Yes that means more vehicles can park in a block. But join the 21st century! Maybe they still think their vehicles are like the horses they could tie up when they went into the old saloon?

And everybody goes 25 kilometres per hour in a 50 Km/H zone. Hello! It takes 90 minutes to go through the McDonald's Drive Thru!

Other observations...

--It was a new experience for me to see a Hutterite woman working at the Dairy Queen...having to wear a goofy little DQ hat over her little black bonnet thingy they wear on their tied up hair, and the DQ outfit over her long, black dress.

--The local radio station is called The Farm. They had a van next to the competition venue blasting out the same old country tunes every minute of every frickin' day I was there, I'm still having nightmares...

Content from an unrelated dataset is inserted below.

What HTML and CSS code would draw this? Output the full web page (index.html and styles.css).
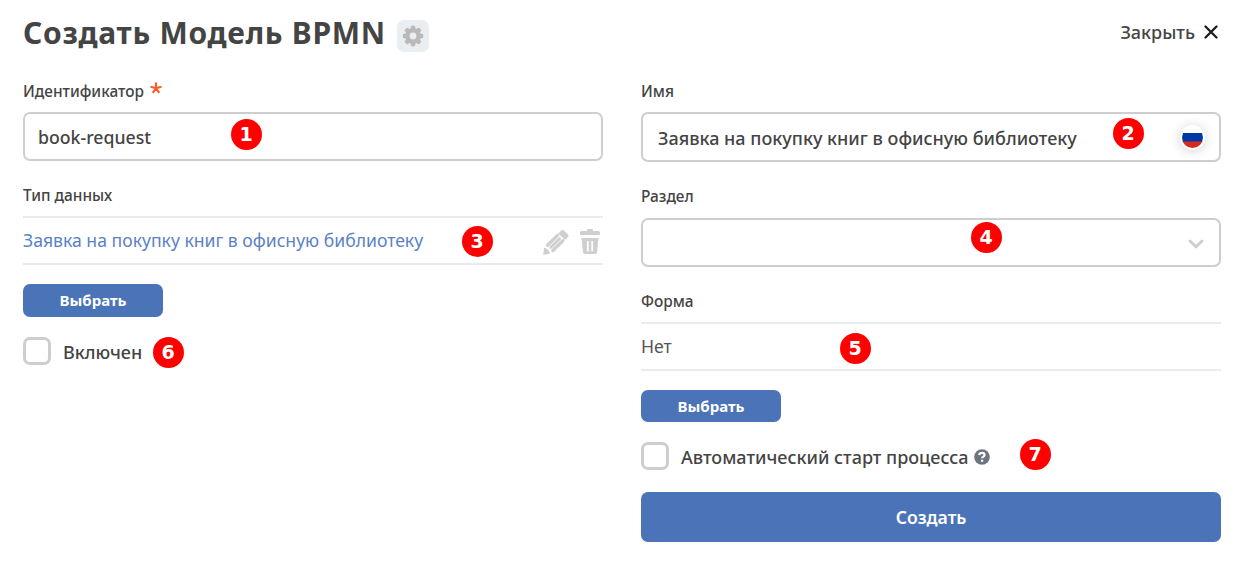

Now, having said all this, the people in this town are beautiful and friendly and always smiling and welcoming. But now on with our story...

So on Tuesday, I find the motel. The proprietor is a guy from the UK who's telling me all about the snow that has wreaked havoc in his homeland. His name is Bob.

I ask him, already afraid of his answer, but I ask him...is there any way I might be able to access the internet with my laptop computer from my room. He amazes me by telling me he's got wireless set up.

I'm ecstatic, of course. Because this place looks like it was probably built in the 1950s, maybe even before I was born.

He hands me my room key.

My heart sinks. When they have to write down your room number in ink on a piece of masking tape, doubt tends to creep in.



I could barely unlock the door to No. 6, but when I got in, it was like I had been transported back to the 1970s...ugly wood panelling and the like, although the place was equipped with a microwave and other amenities.

It was, as it turned out, OK, even though it was a shared hot water tank that often resulted in cold morning showers.








Not sure what the hieroglyphics on the mirror said (below), but I'm going to get an ancient Egyptian expert to try to decipher it...


So OK, I'm there. The wireless signal only worked for the first two nights, but I could still get the signal if I went to Bob's office, right next to their copy router or whatever.

And what was I doing in this one-traffic-light town? I was covering a bunch of women throwing 40-pound chunks of granite down long sheets of ice, trying to get as close as they could to the button.

And no, no men were injured or killed in this endeavour.





The problem with this sport is it happens on ice. And with four draws a day of eight teams each, going at 8:30 a.m., 12 p.m., 4 p.m. and 7:45 p.m., that's a lot of time to be sitting and watching...and freezing.

And trying to write. And interviewing players while your teeth are chattering and appendages are starting to malfunction or even fall off.

But hey, it's all part of life's work.

I COULD be down in Texas or Arizona or Florida, where they don't even know what this sport is. Or in Australia or New Zealand, where cricket and rugby and Aussie Rules rule.

Bob was telling me about how his family back in the UK were shocked at the 14 inches of snow they received this past week, paralysed and unable to function.

It's all what you're used to, Bob. It's all what you're used to.